There are other reports scheduled through the remainder of the week, but will not carry as much important as the above.

Earnings reports of interest, and which may have an impact on market movement, include:

Tuesday

C

Before Market Open

INTC

Time not Supplied

USB

Before Market Open

Wednesday

JPM

07:00 am ET

WFC

Before Market Open

Thursday

AMTD

Before Market Open

BK

Before Market Open

CAL

Before Market Open

IBM

After Market Close

MER

Time not Supplied

WM

After Market Close

XLNX

After Market Close

Friday

GE

Before Market Open

SLB

Time not Supplied

There is a heavy influence from the Financial sector in earnings releases this week. Therefore, we could expect a great deal of volatility, and a high probability of further negative influence on the markets as a whole.


FMR Analysts Outlook …

Market negativity has continued, and strengthened the outlook for the Bears. Some mid-week buyer relief came on some positive news, but failed to find any follow-up. Investors are extremely nervous that the economy is sliding into Recession, and this is leading to greater profit taking on any short-term market rallies.

The coming week is likely to be just as volatile as the week we have just experienced. A plethora of news events is just on our doorstep and is likely to give us a mix of positive and negative results. This truly is a tough period for the beginner investor/trader to consider entering into new positions.

Based on analysis of the economic reports and earnings results scheduled for release this coming week, FMR Analysts is expecting the Bulls to continue maintaining control. There is heavy weighting to the Financial sector in earnings results, while Housing data is not likely to produce any surprises. The release of the CPI, PPI and Fed Beige Book could find some relief buying, but expectations are that Bears will push the markets following this data.

Investors are already flocking to the “safer” sectors as the markets have shown a lack of effort in recovering on positive news. This in itself should be a reasonable sign for caution.

Options Expiration will occur at the end of this week, as well as an extended weekend due to a US Public Holiday on Monday the 21st January. Investors are not likely to want to hold onto stocks heading into the long-weekend, while Options Expiration will see a large increase of activity as traders/investors look to Roll/Reverse/Exit positions before expiration.


FMR Strategy Analysis …

Traders: Continue to adopt short-term Bearish strategies, using any short-term upward movements as a set-up for entering new bearish trades (only once bearish reversal alerts have been given).

Investors: Downsizing of investment portfolio’s and adoption of risk protection strategies is imperative at this point. Each week the probability of a Bear market strengthens as the economy fails to produce substantial evidence to warrant accumulating stocks at these lower values.

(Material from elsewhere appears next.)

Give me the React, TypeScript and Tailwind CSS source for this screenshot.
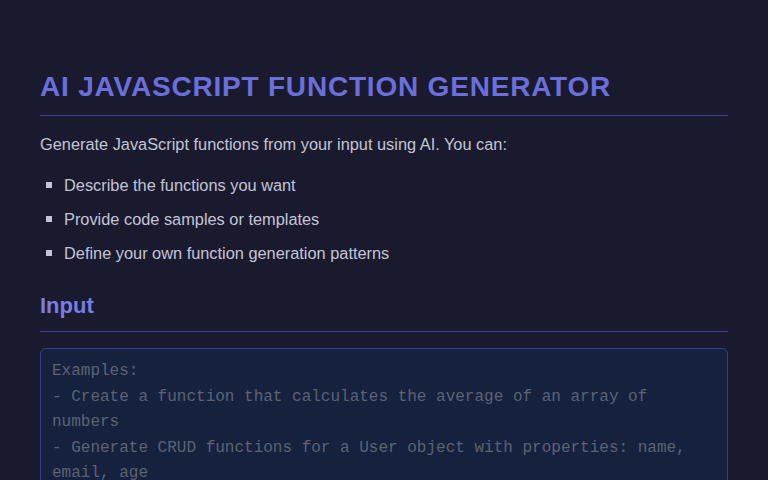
import React, { useState } from 'react';

const features = [
    'Describe the functions you want',
    'Provide code samples or templates',
    'Define your own function generation patterns',
];

const placeholder = `Examples:
- Create a function that calculates the average of an array of numbers
- Generate CRUD functions for a User object with properties: name, email, age`;

export default function App(): React.ReactElement {
    const [prompt, setPrompt] = useState('');

    return (
        <div className="min-h-screen bg-[#1a1a2e] font-['Liberation_Sans',Arial,sans-serif] text-[#c3c5d6]">
            <div className="px-10 pt-[69px] pb-10">
                <h1 className="border-b border-[#3c3f9c] pb-[10px] text-[28px] font-bold uppercase leading-9 tracking-[0.8px] text-[#6b6fdc]">
                    AI JavaScript Function Generator
                </h1>

                <p className="mt-4 text-[16.35px] leading-6">
                    Generate JavaScript functions from your input using AI. You can:
                </p>

                <ul className="mt-[17px] flex flex-col gap-[10px] pl-6">
                    {features.map((item) => (
                        <li key={item} className="relative text-[16.35px] leading-6">
                            <span className="absolute top-[9px] -left-[18px] h-[6px] w-[6px] bg-[#c3c5d6]" />
                            {item}
                        </li>
                    ))}
                </ul>

                <h2 className="mt-[26px] border-b border-[#3c3f9c] pb-[10px] text-[22px] font-bold leading-[30px] text-[#7a7ee2]">
                    Input
                </h2>

                <textarea
                    value={prompt}
                    onChange={(e) => setPrompt(e.target.value)}
                    placeholder={placeholder}
                    rows={6}
                    className="mt-4 block w-full resize-none rounded-md border border-[#363b94] bg-[#16213e] px-[11px] py-[10px] font-['Liberation_Mono','Courier_New',monospace] text-base leading-[25.5px] text-[#c3c5d6] placeholder:text-[#5c6374] focus:outline-none"
                />
            </div>
        </div>
    );
}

Option Writers: January expiration is coming up this week ending. Many of you may need to make some “hard” decisions on whether to close positions, or let them be exercised. Take into consideration the high risk of the markets at the moment when making your decision. Covered Put Writing is the safer choice for writers at the moment, while Covered Call and Naked Put strategies have a large level of risk for the next month.